Web page code records:
****
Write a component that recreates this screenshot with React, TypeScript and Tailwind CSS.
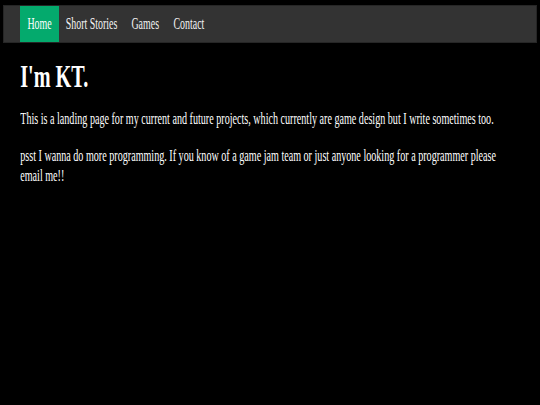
const NAV = [
  { label: "Home", w: "w-[39px]", active: true },
  { label: "Short Stories", w: "w-[66px]", active: false },
  { label: "Games", w: "w-[41px]", active: false },
  { label: "Contact", w: "w-[46px]", active: false },
];

export default function App() {
  return (
    <div
      className="min-h-[405px] w-[540px] overflow-hidden bg-black text-white"
      style={{ fontFamily: '"Liberation Serif", "Times New Roman", serif' }}
    >
      <nav className="mx-[3px] mt-[5px] flex h-[38px] border border-[#262626] bg-[#333333] pl-[16px]">
        {NAV.map((item) => (
          <a
            key={item.label}
            href="#"
            className={`flex ${item.w} items-center justify-center overflow-visible whitespace-nowrap text-[16px] leading-none ${
              item.active ? "bg-[#04AA6D] text-white" : "text-[#f2f2f2]"
            }`}
          >
            <span className="inline-block scale-x-[0.62]">{item.label}</span>
          </a>
        ))}
      </nav>

      <main className="w-[853px] origin-left scale-x-[0.632] pl-[32px] pr-[44px] pt-[15px]">
        <h1 className="text-[32px] font-bold leading-[1.15]">I'm KT.</h1>
        <p className="mt-[14px] text-[16px] leading-[20px]">
          This is a landing page for my current and future projects, which currently are game design but I write sometimes too.
        </p>
        <p className="mt-[17px] text-[16px] leading-[20px]">
          psst I wanna do more programming. If you know of a game jam team or just anyone looking for a programmer please email me!!
        </p>
      </main>
    </div>
  );
}
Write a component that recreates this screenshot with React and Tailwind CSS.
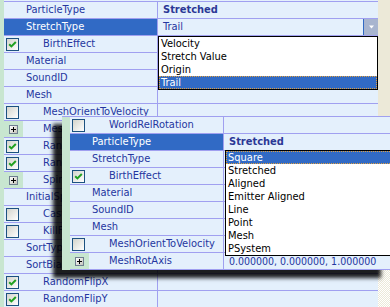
import React from 'react';

const bgRows = [
  { name: 'ParticleType', value: 'Stretched', bold: true },
  { name: 'StretchType', selected: true, value: 'Trail', combo: true },
  { name: 'BirthEffect', kind: 'check', checked: true },
  { name: 'Material' },
  { name: 'SoundID' },
  { name: 'Mesh' },
  { name: 'MeshOrientToVelocity', kind: 'check' },
  { name: 'MeshRotAxis', kind: 'plus' },
  { name: 'RandomRotation', kind: 'check', checked: true },
  { name: 'RandomRotDir', kind: 'check', checked: true },
  { name: 'SpinRate', kind: 'plus' },
  { name: 'InitialSpin' },
  { name: 'CastShadow', kind: 'check' },
  { name: 'KillFlag', kind: 'check' },
  { name: 'SortType' },
  { name: 'SortBias' },
  { name: 'RandomFlipX', kind: 'check', checked: true },
  { name: 'RandomFlipY', kind: 'check', checked: true },
];

const winRows = [
  { name: 'WorldRelRotation', kind: 'check' },
  { name: 'ParticleType', selected: true, value: 'Stretched', bold: true },
  { name: 'StretchType' },
  { name: 'BirthEffect', kind: 'check', checked: true },
  { name: 'Material' },
  { name: 'SoundID' },
  { name: 'Mesh' },
  { name: 'MeshOrientToVelocity', kind: 'check' },
  { name: 'MeshRotAxis', kind: 'plus', value: '0.000000, 0.000000, 1.000000', small: true },
];

const Check = ({ checked }) => (
  <span className="flex h-[13px] w-[13px] items-center justify-center border border-[#1c5180] bg-linear-to-br from-[#d4d4cc] to-white">
    {checked && (
      <svg width="9" height="9" viewBox="0 0 9 9">
        <path d="M1.2 4.2 L3.4 6.4 L7.8 2" fill="none" stroke="#21a121" strokeWidth="2" />
      </svg>
    )}
  </span>
);

const Plus = () => (
  <span className="flex h-[9px] w-[9px] items-center justify-center border border-[#6f7f90] bg-linear-to-br from-white to-[#c4c4ba]">
    <svg width="5" height="5" viewBox="0 0 5 5">
      <path d="M0 2.5H5M2.5 0V5" stroke="#000" strokeWidth="1" />
    </svg>
  </span>
);

const Row = ({ gutter, row }) => {
  const indent2 = row.kind === 'check' || row.kind === 'plus';
  return (
    <div className="flex h-[17px]">
      <div className={`${gutter} shrink-0 bg-[#c8e6d0]`} />
      <div className="flex min-w-0 flex-1 border-b border-[#a0a0f0]">
        <div
          className={`flex w-[154px] shrink-0 overflow-hidden border-r border-[#a0a0f0] ${
            row.selected ? 'bg-[#316ac5] text-white' : 'text-[#2536a0]'
          }`}
        >
          <div
            className={`flex w-[19px] shrink-0 items-center ${
              row.kind === 'plus' ? 'bg-[#c8e6d0] pl-[5px]' : 'pl-[2px]'
            }`}
          >
            {row.kind === 'check' && <Check checked={row.checked} />}
            {row.kind === 'plus' && <Plus />}
          </div>
          <span className={`${indent2 ? 'pl-[20px]' : 'pl-[3px]'} whitespace-nowrap leading-[16px]`}>
            {row.name}
          </span>
        </div>
        <div className="flex min-w-0 flex-1 text-[#2536a0]">
          <span
            className={`flex-1 whitespace-nowrap pl-[5px] leading-[16px] ${
              row.bold ? 'font-bold text-[#2b3896]' : row.small ? 'text-[10.5px]' : ''
            }`}
          >
            {row.value}
          </span>
          {row.combo && (
            <span className="flex w-[15px] items-center justify-center border-l border-[#316ac5] bg-[#a8b5cf]">
              <svg width="5" height="4" viewBox="0 0 5 4">
                <path d="M0 0.5H5L2.5 3.5Z" fill="#fff" />
              </svg>
            </span>
          )}
        </div>
      </div>
    </div>
  );
};

const List = ({ items, selected, className }) => (
  <div className={`absolute border border-black bg-white text-black ${className}`}>
    {items.map((it) => (
      <div
        key={it}
        className={`h-[13px] whitespace-nowrap pl-[2px] leading-[13px] ${
          it === selected ? 'bg-[#316ac5] text-white outline-1 -outline-offset-1 outline-dotted outline-[#e0a040]' : ''
        }`}
      >
        {it}
      </div>
    ))}
  </div>
);

export default function App() {
  return (
    <div className="relative h-[307px] w-[390px] overflow-hidden bg-[#ece9d8] font-['DejaVu_Sans_Condensed','Liberation_Sans',sans-serif] text-[11px]">
      <div className="flex h-full">
        {/* background grid */}
        <div className="w-[378px] shrink-0 bg-[#e4f0fc]">
          <div className="flex h-[2px]">
            <div className="w-[4px] shrink-0 bg-[#c8e6d0]" />
            <div className="flex-1 border-b border-[#a0a0f0]" />
          </div>
          {bgRows.map((r) => (
            <Row key={r.name} gutter="w-[4px]" row={r} />
          ))}
        </div>
        <div className="flex flex-1 flex-col">
          <div className="flex-1" />
          <div className="h-[37px] bg-[repeating-conic-gradient(#ece9d8_0%_25%,#ffffff_0%_50%)] bg-[length:2px_2px]" />
        </div>
      </div>

      <List
        className="left-[158px] top-[36px] w-[220px]"
        items={['Velocity', 'Stretch Value', 'Origin', 'Trail']}
        selected="Trail"
      />

      {/* floating window */}
      <div className="absolute left-[62px] top-[116px] w-[328px] border-t border-[#a0a0f0] bg-[#e4f0fc] shadow-[-9px_8px_4px_rgba(0,0,0,0.88)]">
        {winRows.map((r) => (
          <Row key={r.name} gutter="w-[8px]" row={r} />
        ))}
        <List
          className="left-[163px] top-[33px] w-[170px]"
          items={['Square', 'Stretched', 'Aligned', 'Emitter Aligned', 'Line', 'Point', 'Mesh', 'PSystem']}
          selected="Square"
        />
      </div>
    </div>
  );
}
****
*What the task requires:*
Only the lines from the top of the data through the line with "import React from 'react';" should be quoted, exactly and with both ends kept; skip the pictures.

*Complete response:*
Write a component that recreates this screenshot with React, TypeScript and Tailwind CSS.
const NAV = [
  { label: "Home", w: "w-[39px]", active: true },
  { label: "Short Stories", w: "w-[66px]", active: false },
  { label: "Games", w: "w-[41px]", active: false },
  { label: "Contact", w: "w-[46px]", active: false },
];

export default function App() {
  return (
    <div
      className="min-h-[405px] w-[540px] overflow-hidden bg-black text-white"
      style={{ fontFamily: '"Liberation Serif", "Times New Roman", serif' }}
    >
      <nav className="mx-[3px] mt-[5px] flex h-[38px] border border-[#262626] bg-[#333333] pl-[16px]">
        {NAV.map((item) => (
          <a
            key={item.label}
            href="#"
            className={`flex ${item.w} items-center justify-center overflow-visible whitespace-nowrap text-[16px] leading-none ${
              item.active ? "bg-[#04AA6D] text-white" : "text-[#f2f2f2]"
            }`}
          >
            <span className="inline-block scale-x-[0.62]">{item.label}</span>
          </a>
        ))}
      </nav>

      <main className="w-[853px] origin-left scale-x-[0.632] pl-[32px] pr-[44px] pt-[15px]">
        <h1 className="text-[32px] font-bold leading-[1.15]">I'm KT.</h1>
        <p className="mt-[14px] text-[16px] leading-[20px]">
          This is a landing page for my current and future projects, which currently are game design but I write sometimes too.
        </p>
        <p className="mt-[17px] text-[16px] leading-[20px]">
          psst I wanna do more programming. If you know of a game jam team or just anyone looking for a programmer please email me!!
        </p>
      </main>
    </div>
  );
}
Write a component that recreates this screenshot with React and Tailwind CSS.
import React from 'react';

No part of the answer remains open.